Aparecen escritores más ilustres, apellidos extranjeros, nombres que ya llevan la huella de la historia. Las influencias, las que siempre estuvieron ahí y las que llegaron después, porque uno no deja de retroalimentarse con la lectura, porque en ocasiones el mundo los descubrió después, también, como Annie Ernaux. Con algunos coincidió en saraos, pero no se jacta de «conocidos»: fueron cruces más cómicos que profundos, meras anécdotas. Y el libro no solo recoge el lado amable: están los nombres de quienes le dedicaron una crítica negativa o le hicieron algún feo. Ahí es quizá donde más se moja, no solo por los detalles, sino por contar sin ambages que, sí, hay detalles que duelen, que molestan, que sacan de quicio. Pequeñeces que no son de vida o muerte, pero que, caramba, fastidian.

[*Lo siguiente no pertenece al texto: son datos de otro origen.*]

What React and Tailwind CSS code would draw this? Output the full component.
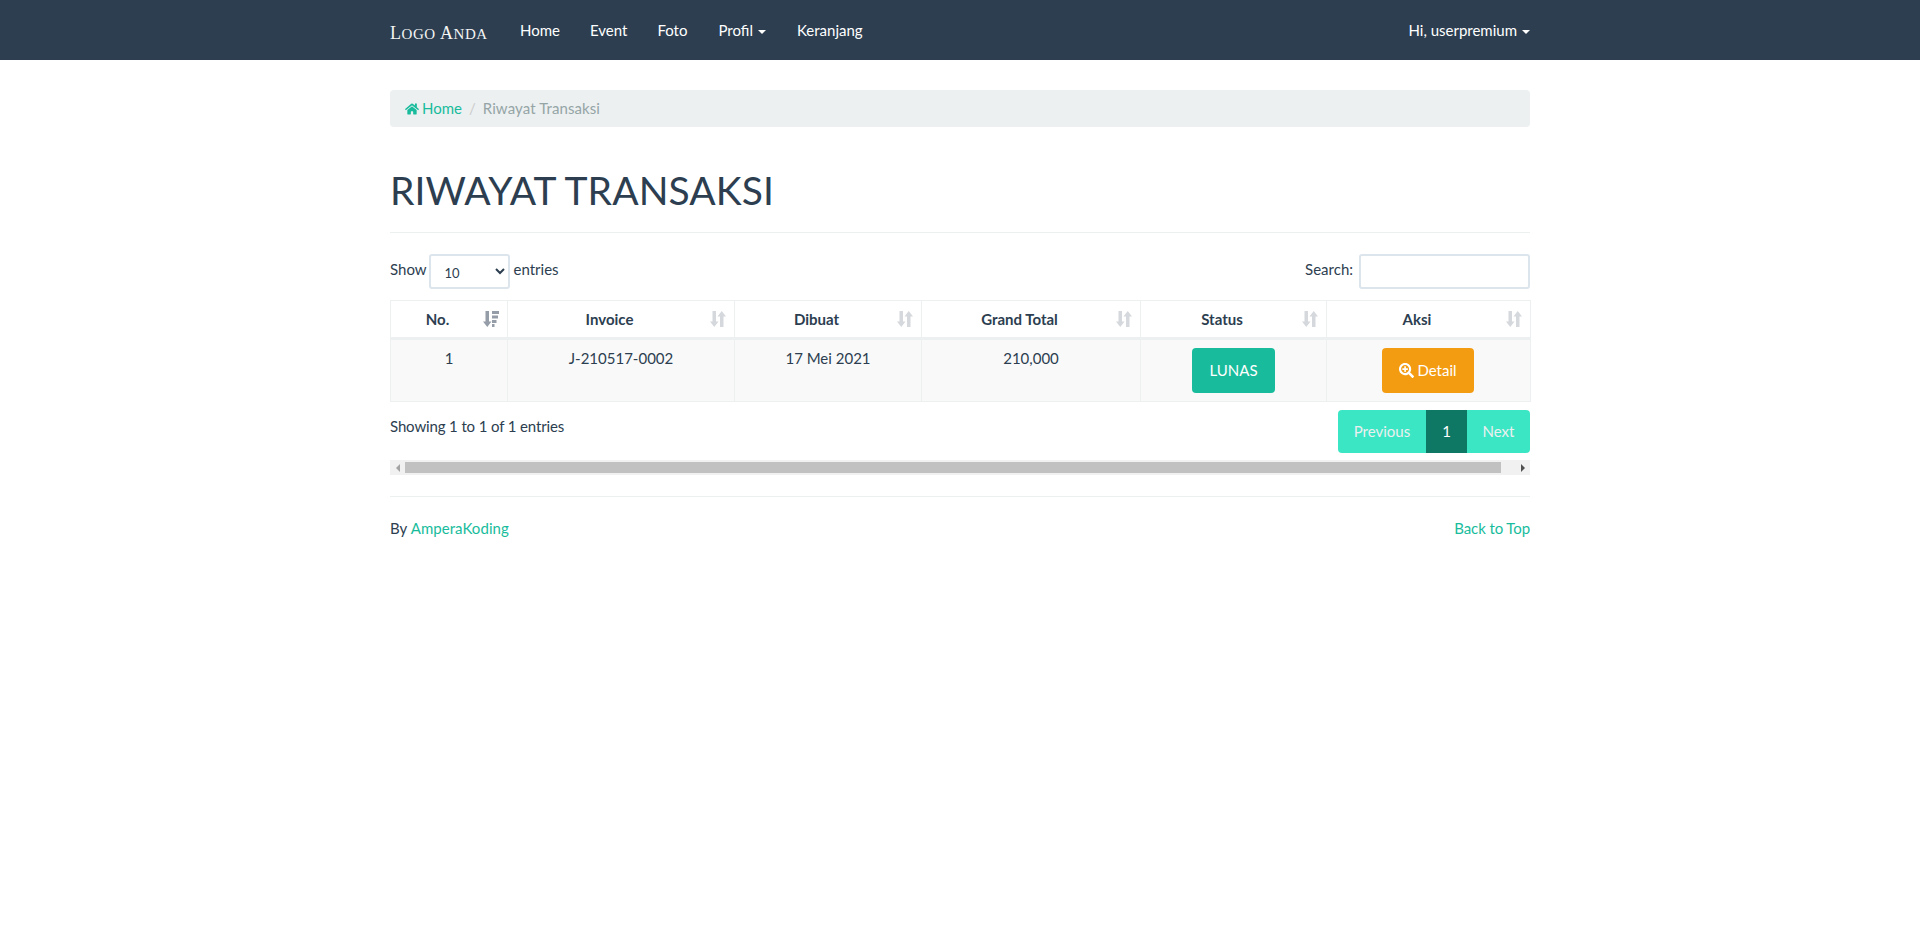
import React from "react";
import { FaHome, FaSearchPlus } from "react-icons/fa";

const SortIcon = ({ active }) => (
  <svg
    viewBox="0 0 16 16"
    className={`absolute right-[8px] top-[10px] w-4 h-4 ${active ? "text-[#959ea8]" : "text-[#d5d8dc]"}`}
    fill="currentColor"
  >
    <path d="M2.500 0h3.500v10.500h2.500L4.250 16 0 10.500h2.500z" />
    {active ? (
      <path d="M9 0h7v3H9zM9 4.500h6v3H9zM9 9h4.500v3H9zM9 13h2.500v3H9z" />
    ) : (
      <path d="M10 16h3.500V5.500H16L11.750 0 7.500 5.500H10z" />
    )}
  </svg>
);

const Caret = () => (
  <span className="inline-block ml-[5px] align-middle w-0 h-0 border-x-[4px] border-x-transparent border-t-[4px] border-t-white" />
);

const columns = [
  { label: "No.", width: "w-[117px]", active: true },
  { label: "Invoice", width: "w-[227px]" },
  { label: "Dibuat", width: "w-[187px]" },
  { label: "Grand Total", width: "w-[219px]" },
  { label: "Status", width: "w-[186px]" },
  { label: "Aksi", width: "w-[204px]" },
];

const cell = "border border-[#ecf0f1] px-2 pt-2 pb-2 align-top text-center";

export default function App() {
  return (
    <div className="min-h-[936px] bg-white text-[15px] leading-[21px] text-[#2c3e50] font-['Lato','Open_Sans',sans-serif]">
      {/* navbar */}
      <nav className="h-[60px] bg-[#2c3e50] text-white">
        <div className="w-[1140px] mx-auto h-full flex items-center justify-between">
          <div className="flex items-center">
            <span className="w-[115px] pt-[8px] font-['Liberation_Serif',serif] text-[15px] tracking-[0.55px] text-[#f4f4f4] whitespace-nowrap">
              <span className="text-[18px]">L</span>OGO <span className="text-[18px]">A</span>NDA
            </span>
            <a className="px-[15px]">Home</a>
            <a className="px-[15px]">Event</a>
            <a className="pl-[15px] pr-[16px]">Foto</a>
            <a className="pl-[15px] pr-[16px]">Profil<Caret /></a>
            <a className="px-[15px]">Keranjang</a>
          </div>
          <a>Hi, userpremium<Caret /></a>
        </div>
      </nav>

      <main className="w-[1140px] mx-auto pt-[30px]">
        {/* breadcrumb */}
        <div className="h-[37px] bg-[#ecf0f1] rounded px-[15px] flex items-center">
          <FaHome className="text-[#18bc9c] w-[14px] h-[14px] mr-[3px]" />
          <a className="text-[#18bc9c]">Home</a>
          <span className="text-[#cccccc] px-[7px]">/</span>
          <span className="text-[#95a5a6] tracking-[0.1px]">Riwayat Transaksi</span>
        </div>

        <h1 className="mt-[42px] pb-[20px] mb-[21px] border-b border-[#ecf0f1] text-[39px] tracking-[0.1px] leading-[43px] font-normal">
          RIWAYAT TRANSAKSI
        </h1>

        {/* table controls */}
        <div className="flex items-center justify-between h-[34px]">
          <label className="flex items-center">
            <span className="pb-[3px]">Show</span>
            <select className="w-[81px] h-[35px] ml-[2px] mr-[4px] pl-[10px] pr-[6px] pt-[4px] text-[13px] bg-white border-2 border-[#dce4ec] rounded-[3px] outline-none">
              <option>10</option>
              <option>25</option>
              <option>50</option>
            </select>
            <span className="pb-[3px]">entries</span>
          </label>
          <label className="flex items-center">
            <span className="pb-[3px]">Search:</span>
            <input className="w-[171px] h-[35px] ml-[6px] bg-white border-2 border-[#dce4ec] rounded-[3px] outline-none" />
          </label>
        </div>

        <table className="w-full mt-[12px] table-fixed border-collapse">
          <thead>
            <tr>
              {columns.map((c) => (
                <th
                  key={c.label}
                  className={`${c.width} relative h-[38px] border border-b-[3px] border-[#ecf0f1] pr-[31px] pl-2 font-bold text-center`}
                >
                  {c.label}
                  <SortIcon active={c.active} />
                </th>
              ))}
            </tr>
          </thead>
          <tbody>
            <tr className="bg-[#f9f9f9] h-[61px]">
              <td className={cell}>1</td>
              <td className={cell}>J-210517-0002</td>
              <td className={cell}>17 Mei 2021</td>
              <td className={cell}>210,000</td>
              <td className={cell}>
                <a className="inline-block h-[45px] px-[17px] py-[12px] rounded bg-[#18bc9c] text-white">LUNAS</a>
              </td>
              <td className={cell}>
                <a className="inline-flex items-center justify-center w-[92px] h-[45px] mr-[1px] rounded bg-[#f39c12] text-white">
                  <FaSearchPlus className="w-[15px] h-[15px] mr-[3px]" />
                  Detail
                </a>
              </td>
            </tr>
          </tbody>
        </table>

        {/* info and pagination */}
        <div className="flex justify-between mt-[8px]">
          <div className="pt-[6px] tracking-[-0.13px]">Showing 1 to 1 of 1 entries</div>
          <div className="flex h-[43px] leading-[43px] text-center rounded overflow-hidden">
            <a className="w-[88px] bg-[#3be6c4] text-[#ecf0f1]">Previous</a>
            <a className="w-[41px] bg-[#0f7864] text-white">1</a>
            <a className="w-[63px] bg-[#3be6c4] text-[#ecf0f1]">Next</a>
          </div>
        </div>

        {/* horizontal scrollbar */}
        <div className="mt-[7px] h-[15px] bg-[#f1f1f1] flex items-center justify-between">
          <span className="w-[15px] flex justify-center">
            <span className="w-0 h-0 border-y-[4px] border-y-transparent border-r-[4px] border-r-[#a3a3a3]" />
          </span>
          <span className="flex-1 h-[11px] mr-[14px] bg-[#c1c1c1]" />
          <span className="w-[15px] flex justify-center">
            <span className="w-0 h-0 border-y-[4px] border-y-transparent border-l-[4px] border-l-[#505050]" />
          </span>
        </div>

        {/* footer */}
        <footer className="mt-[21px] pt-[21px] border-t border-[#ecf0f1] flex justify-between">
          <span>
            By <a className="text-[#18bc9c] tracking-[0.05px]">AmperaKoding</a>
          </span>
          <a className="text-[#18bc9c] tracking-[-0.1px]">Back to Top</a>
        </footer>
      </main>
    </div>
  );
}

«Me digo: hay que atreverse a contar lo difícil», se dice, y lo difícil de contar no son los traumas, sino aquello que no te deja en una posición precisamente simpática» (p. 37). En la narrativa española reciente, pocos se han atrevido a ello (Laura Freixas, en sus diarios, es una de ellas: habla, por ejemplo, de la envidia).Es posible que Los íntimos sea ese tipo de libro que interesa sobre todo a escritores (o a lectores que aspiran a ser escritores, aunque estos son muchos más de los que acabarán leyéndolo). Habrá quien lo encuentre fascinante por mostrar la trastienda del mundillo y quien lo desprecie por impúdico, por ser yo, yo, yo. Como en un (odioso) examen tipo test, ambas opciones son válidas. Sus fieles, en cualquier caso, disfrutarán de esta Marta Sanz más desinhibida, una Marta Sanz que ha perdido la vergüenza (algo bueno tendrá cumplir años) y escribe unas memorias desenfadadas, con mucho humor y, a la vez, mucha sabiduría, de esa que solo dan los años, que ayuda a mirar atrás con perspectiva. Por supuesto, no faltan sus piruetas narrativas; ante todo es una artista del lenguaje. Se considera una obrera de las letras, pero no es verdad: es una acróbata. Que trabaja duro, claro, porque hay que mantener la elasticidad. Y seguir asombrando.